Work out how many lines in the listing below include the word "components". Give nothing but the number.

Data provided ::

_____

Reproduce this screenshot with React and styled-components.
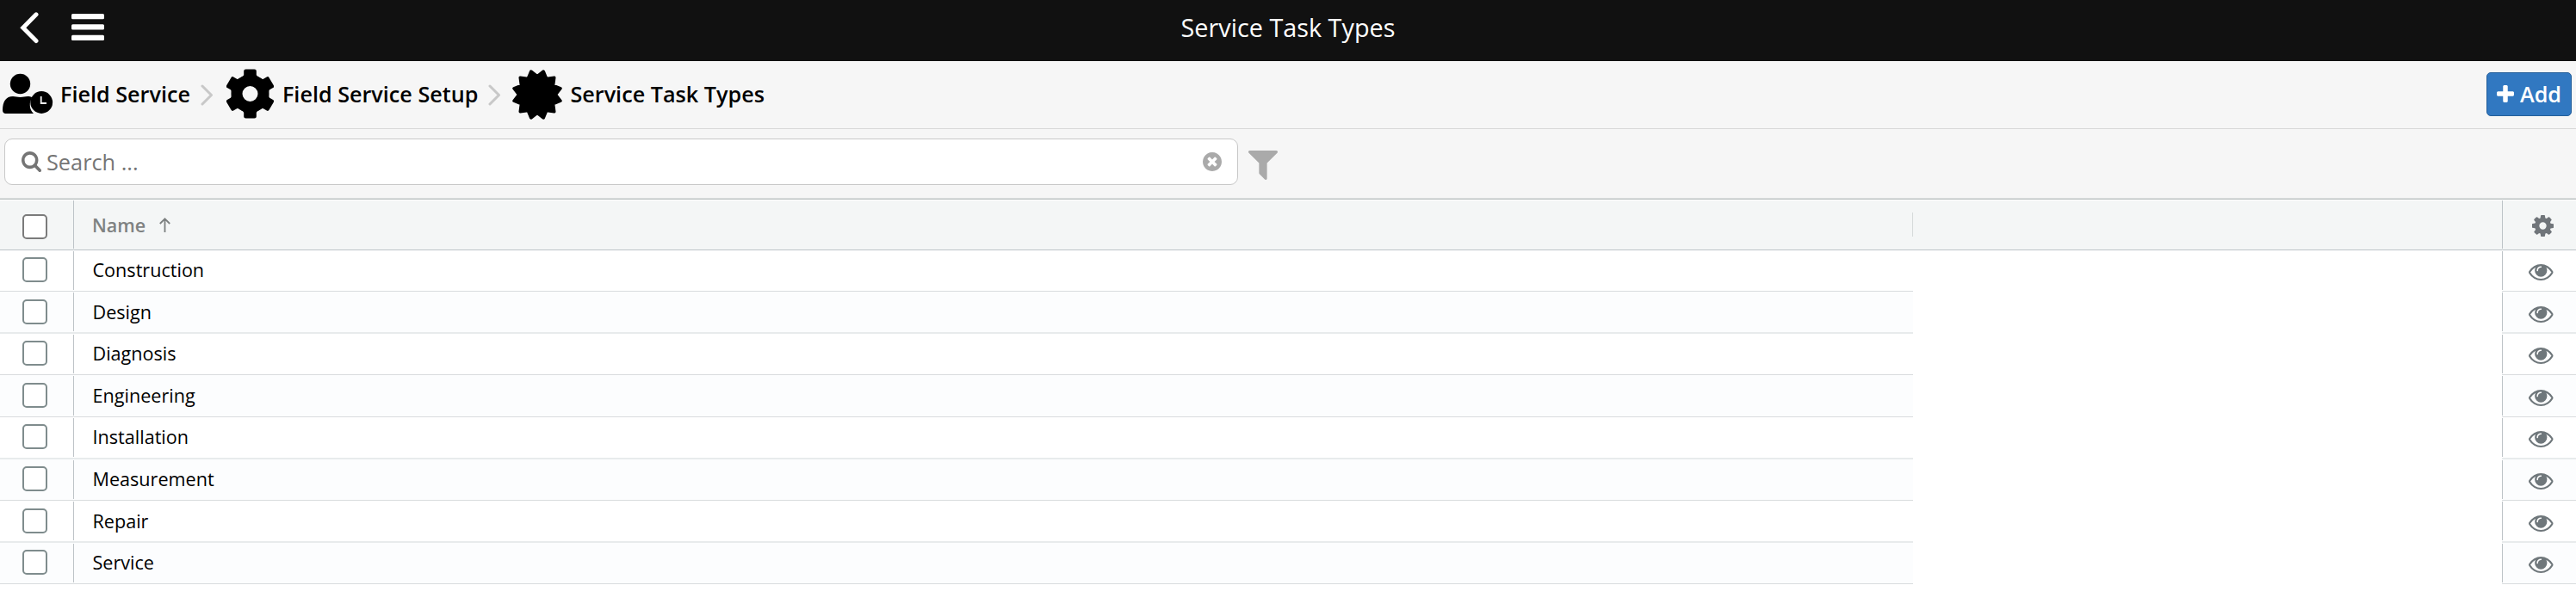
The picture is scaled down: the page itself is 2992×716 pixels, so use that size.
import React from "react";
import styled, { createGlobalStyle } from "styled-components";

const GlobalStyle = createGlobalStyle`
  * { box-sizing: border-box; }
  body { margin: 0; background: #fff; color: #000; font-family: "Open Sans", "Noto Sans", sans-serif; }
  svg { display: block; flex: none; }
`;

const Page = styled.div`
  width: 100%;
  height: 716px;
  display: flex;
  flex-direction: column;
  overflow: hidden;
`;

const TopBar = styled.header`
  height: 71px;
  flex: none;
  background: #111;
  color: #fff;
  display: grid;
  grid-template-columns: 1fr auto 1fr;
`;

const TopActions = styled.div`
  display: flex;
  align-items: flex-start;
  gap: 38px;
  padding: 14px 0 0 23px;
`;

const MenuIcon = styled.svg`
  margin-top: 2px;
`;

const Title = styled.h1`
  margin: 0;
  font-size: 28.8px;
  font-weight: 400;
  line-height: 64px;
`;

const Breadcrumbs = styled.nav`
  height: 79px;
  flex: none;
  background: #f6f6f6;
  border-bottom: 1px solid #d9d9d9;
  display: flex;
  align-items: flex-start;
  padding: 9px 5px 0 2px;
`;

const Crumb = styled.a`
  display: flex;
  align-items: flex-start;
  gap: ${(p) => p.$gap || 10}px;
  height: 60px;
  font-size: 25.2px;
  font-weight: 600;
  white-space: nowrap;
`;

const CrumbIcon = styled.span`
  padding-top: ${(p) => p.$top}px;
`;

const CrumbText = styled.span`
  line-height: 36px;
  padding-top: 11px;
`;

const Chevron = styled.svg`
  margin: 18px ${(p) => p.$after}px 0 12px;
`;

const AddButton = styled.button`
  margin: 4px 0 0 auto;
  width: 99px;
  height: 51px;
  padding: 0 0 2px;
  display: flex;
  align-items: center;
  justify-content: center;
  gap: 7px;
  border: 1px solid #235e9a;
  border-radius: 5px;
  background: #3178c1;
  color: #fff;
  font: 600 25.2px/36px "Open Sans", sans-serif;
`;

const SearchBar = styled.div`
  height: 80px;
  flex: none;
  background: #f6f6f6;
  display: flex;
  align-items: flex-start;
  gap: 12px;
  padding: 11px 0 0 5px;
  color: #aaa;
`;

const SearchField = styled.div`
  width: 1433px;
  height: 54px;
  display: flex;
  align-items: center;
  padding: 0 18px 0 19px;
  background: #fff;
  border: 1px solid #c8c8c8;
  border-radius: 9px;
  color: #757575;
`;

const Placeholder = styled.span`
  flex: 1;
  padding-left: 6px;
  font-size: 25.3px;
  line-height: 36px;
`;

const ClearIcon = styled.span`
  color: #aaa;
`;

const FilterIcon = styled.span`
  margin-top: 14px;
`;

const TableHead = styled.div`
  height: 61px;
  flex: none;
  display: grid;
  grid-template-columns: 86px 2136px 1fr 86px;
  border-top: 1px solid #d9dcdc;
  border-bottom: 1px solid #bdc3c7;
  background: #f4f6f6;
  box-shadow: inset 0 1px #bdc3c3, inset 0 2px #fff;
  padding: 2px 0 1px;
  color: #70757a;
`;

const HeadCheck = styled.div`
  padding: 16px 0 0 26px;
  border-right: 1px solid #bdc3c7;
`;

const HeadName = styled.div`
  display: flex;
  align-items: center;
  justify-content: space-between;
  padding-left: 21px;
`;

const SortLabel = styled.div`
  display: flex;
  align-items: center;
  gap: 16px;
  font-size: 21.5px;
  font-weight: 600;
  line-height: 30px;
  color: #7f8282;
`;

const SortName = styled.span`
  padding-top: 2px;
`;

const ColumnHandle = styled.div`
  width: 1px;
  height: 28px;
  background: #d5dada;
`;

const HeadTools = styled.div`
  border-left: 1px solid #bdc3c7;
  padding: 17px 0 0 34px;
`;

const Checkbox = styled.span`
  display: block;
  width: 29px;
  height: 29px;
  flex: none;
  border: 2px solid ${(p) => (p.$head ? "#7b7b7b" : "#7f8c8d")};
  border-radius: 5px;
  background: #fff;
`;

const Row = styled.div`
  height: ${(p) => p.$height}px;
  flex: none;
  display: grid;
  grid-template-columns: 86px 2136px 1fr 86px;
`;

const Cell = styled.div`
  display: flex;
  align-items: flex-start;
  background-color: ${(p) => (p.$alt ? "#fcfdfe" : "#fff")};
  border-bottom: ${(p) => (p.$soft ? "2px solid #e8ebec" : "1px solid #d9dcde")};
`;

const CheckCell = styled(Cell)`
  padding: ${(p) => p.$top}px 0 0 26px;
  background-image: linear-gradient(#bdc3c7, #bdc3c7);
  background-repeat: no-repeat;
  background-size: 1px calc(100% - 2px);
  background-position: right 0 top 1px;
`;

const NameCell = styled(Cell)`
  padding: ${(p) => p.$top}px 0 0 21.5px;
  font-size: 21.6px;
  line-height: 30px;
`;

const ViewCell = styled(Cell)`
  padding: ${(p) => p.$top + 8}px 0 0 31px;
  color: #6f777b;
  background-image: linear-gradient(#bdc3c7, #bdc3c7);
  background-repeat: no-repeat;
  background-size: 1px calc(100% - 2px);
  background-position: left 0 top 1px;
`;

const PATHS = {
  cog: "M1152 896q0-106-75-181t-181-75-181 75-75 181 75 181 181 75 181-75 75-181zm512-109v222q0 12-8 23t-20 13l-185 28q-19 54-39 91 35 50 107 138 10 12 10 25t-9 23q-27 37-99 108t-94 71q-12 0-26-9l-138-108q-44 23-91 38-16 136-29 186-7 28-36 28h-222q-14 0-24.5-8.5t-11.5-21.5l-28-184q-49-16-90-37l-141 107q-10 9-25 9-14 0-25-11-126-114-165-168-7-10-7-23 0-12 8-23 15-21 51-66.5t54-70.5q-27-50-41-99l-183-27q-13-2-21-12.5t-8-23.5v-222q0-12 8-23t19-13l186-28q14-46 39-92-40-57-107-138-10-12-10-24 0-10 9-23 26-36 98.5-107.5t94.5-71.5q13 0 26 10l138 107q44-23 91-38 16-136 29-186 7-28 36-28h222q14 0 24.5 8.5t11.5 21.5l28 184q49 16 90 37l142-107q9-9 24-9 13 0 25 10 129 119 165 170 7 8 7 22 0 12-8 23-15 21-51 66.5t-54 70.5q26 50 41 98l183 28q13 2 21 12.5t8 23.5z",
  eye: "M1664 960q-152-236-381-353 61 104 61 225 0 185-131.5 316.5t-316.5 131.5-316.5-131.5-131.5-316.5q0-121 61-225-229 117-381 353 133 205 333.5 326.5t434.5 121.5 434.5-121.5 333.5-326.5zm-720-384q0-20-14-34t-34-14q-125 0-214.5 89.5t-89.5 214.5q0 20 14 34t34 14 34-14 14-34q0-86 61-147t147-61q20 0 34-14t14-34zm848 384q0 34-20 69-140 230-376.5 368.5t-499.5 138.5-499.5-139-376.5-368q-20-35-20-69t20-69q140-229 376.5-368t499.5-139 499.5 139 376.5 368q20 35 20 69z",
  search: "M1216 832q0-185-131.5-316.5t-316.5-131.5-316.5 131.5-131.5 316.5 131.5 316.5 316.5 131.5 316.5-131.5 131.5-316.5zm512 832q0 52-38 90t-90 38q-54 0-90-38l-343-342q-179 124-399 124-143 0-273.5-55.5t-225-150-150-225-55.5-273.5 55.5-273.5 150-225 225-150 273.5-55.5 273.5 55.5 225 150 150 225 55.5 273.5q0 220-124 399l343 343q37 37 37 90z",
  filter: "M1595 295q17 41-14 70l-493 493v742q0 42-39 59-13 5-25 5-27 0-45-19l-256-256q-19-19-19-45v-486l-493-493q-31-29-14-70 17-39 59-39h1280q42 0 59 39z",
  clear: "M1277 1122q0-26-19-45l-181-181 181-181q19-19 19-45 0-27-19-46l-90-90q-19-19-46-19-26 0-45 19l-181 181-181-181q-19-19-45-19-27 0-46 19l-90 90q-19 19-19 46 0 26 19 45l181 181-181 181q-19 19-19 45 0 27 19 46l90 90q19 19 46 19 26 0 45-19l181-181 181 181q19 19 45 19 27 0 46-19l90-90q19-19 19-46zm387-226q0 209-103 385.5t-279.5 279.5-385.5 103-385.5-103-279.5-279.5-103-385.5 103-385.5 279.5-279.5 385.5-103 385.5 103 279.5 279.5 103 385.5z",
  plus: "M1600 736v192q0 40-28 68t-68 28h-416v416q0 40-28 68t-68 28h-192q-40 0-68-28t-28-68v-416h-416q-40 0-68-28t-28-68v-192q0-40 28-68t68-28h416v-416q0-40 28-68t68-28h192q40 0 68 28t28 68v416h416q40 0 68 28t28 68z",
};

const Glyph = ({ name, box, width, height }) => (
  <svg width={width} height={height} viewBox={box} fill="currentColor" preserveAspectRatio="none">
    <path d={PATHS[name]} />
  </svg>
);

const UserClock = () => (
  <svg width="60" height="48" viewBox="2 85 60 48">
    <circle cx="23.5" cy="97.5" r="11.7" />
    <path d="M3 128c0-10 4-16 12-16 3 0 5 1 8.500 1s5.500-1 8.500-1c2 0 4 .4 5.500 1.200A14.500 14.500 0 0 0 39 132H6.500c-2 0-3.500-1.500-3.500-4z" />
    <circle cx="48.200" cy="119" r="12.900" />
    <path d="M47.700 112v8h6.300" fill="none" stroke="#f5f5f5" strokeWidth="1.800" />
  </svg>
);

const SetupGear = () => {
  const teeth = [0, 60, 120, 180, 240, 300];
  return (
    <svg width="55" height="58" viewBox="-27.500 -29 55 58">
      <circle r="15.500" fill="none" stroke="#000" strokeWidth="13" />
      {teeth.map((a) => (
        <path key={a} transform={`rotate(${a})`} d="M-10.500 -19Q-7.300 -20.500 -7.300 -22V-26.500Q-7.300 -28.500 -5 -28.500H5Q7.300 -28.500 7.300 -26.500V-22Q7.300 -20.500 10.500 -19L8 -13H-8Z" />
      ))}
    </svg>
  );
};

const Burst = () => {
  const points = Array.from({ length: 24 }, (_, i) => {
    const a = (i * 15 * Math.PI) / 180;
    const r = i % 2 ? 28 : 21.5;
    return `${(r * Math.sin(a)).toFixed(2)},${(-r * Math.cos(a)).toFixed(2)}`;
  }).join(" ");
  return (
    <svg width="58" height="60" viewBox="-29 -30 58 60">
      <polygon points={points} stroke="#000" strokeWidth="3.400" strokeLinejoin="round" />
    </svg>
  );
};

const Separator = ({ after }) => (
  <Chevron $after={after} width="15" height="25" viewBox="0 0 15 25" fill="none" stroke="#c8c8c8" strokeWidth="3" strokeLinecap="round" strokeLinejoin="round">
    <path d="M2 2L12.500 12.500L2 23" />
  </Chevron>
);

// [name, row height, offset of the row's contents, soft lower border]
const ROWS = [
  ["Construction", 48, 8],
  ["Design", 49, 9, true],
  ["Diagnosis", 48, 8],
  ["Engineering", 49, 9],
  ["Installation", 49, 8, true],
  ["Measurement", 48, 8],
  ["Repair", 49, 9, true],
  ["Service", 48, 8],
];

export default function App() {
  return (
    <Page>
      <GlobalStyle />
      <TopBar>
        <TopActions>
          <svg width="22" height="37" viewBox="0 0 22 37" fill="none" stroke="#fff" strokeWidth="5" strokeLinecap="round" strokeLinejoin="miter">
            <path d="M19 2.800L3.800 18.200L19 33.500" />
          </svg>
          <MenuIcon width="38" height="31" viewBox="0 0 38 31" fill="#fff">
            <rect width="38" height="6.300" rx="1.500" />
            <rect y="12.300" width="38" height="6.300" rx="1.500" />
            <rect y="24.700" width="38" height="6.300" rx="1.500" />
          </MenuIcon>
        </TopActions>
        <Title>Service Task Types</Title>
      </TopBar>
      <Breadcrumbs>
        <Crumb $gap={8}>
          <CrumbIcon $top={5}><UserClock /></CrumbIcon>
          <CrumbText>Field Service</CrumbText>
        </Crumb>
        <Separator after={15} />
        <Crumb>
          <CrumbIcon $top={0}><SetupGear /></CrumbIcon>
          <CrumbText>Field Service Setup</CrumbText>
        </Crumb>
        <Separator after={13} />
        <Crumb $gap={9}>
          <CrumbIcon $top={-1}><Burst /></CrumbIcon>
          <CrumbText>Service Task Types</CrumbText>
        </Crumb>
        <AddButton>
          <Glyph name="plus" box="192 128 1408 1408" width={20} height={20} />
          Add
        </AddButton>
      </Breadcrumbs>
      <SearchBar>
        <SearchField>
          <Glyph name="search" box="64 128 1664 1664" width={23} height={24} />
          <Placeholder>Search ...</Placeholder>
          <ClearIcon>
            <Glyph name="clear" box="128 128 1536 1536" width={22} height={22} />
          </ClearIcon>
        </SearchField>
        <FilterIcon>
          <Glyph name="filter" box="192 256 1408 1408" width={34} height={34} />
        </FilterIcon>
      </SearchBar>
      <TableHead>
        <HeadCheck>
          <Checkbox $head />
        </HeadCheck>
        <HeadName>
          <SortLabel>
            <SortName>Name</SortName>
            <svg width="13" height="17" viewBox="0 0 13 17" fill="none" stroke="#7b7f7f" strokeWidth="1.800">
              <path d="M6.500 17V1.500M.8 7L6.500 1.300L12.200 7" />
            </svg>
          </SortLabel>
          <ColumnHandle />
        </HeadName>
        <div />
        <HeadTools>
          <Glyph name="cog" box="128 128 1536 1536" width={25} height={25} />
        </HeadTools>
      </TableHead>
      {ROWS.map(([name, height, top, soft], i) => {
        const look = { $alt: i % 2 === 1, $soft: soft, $top: top };
        return (
          <Row key={name} $height={height}>
            <CheckCell {...look}>
              <Checkbox />
            </CheckCell>
            <NameCell {...look}>{name}</NameCell>
            <div />
            <ViewCell {...look}>
              <Glyph name="eye" box="0 384 1792 1152" width={28.5} height={19} />
            </ViewCell>
          </Row>
        );
      })}
    </Page>
  );
}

_____

Correct response :: 2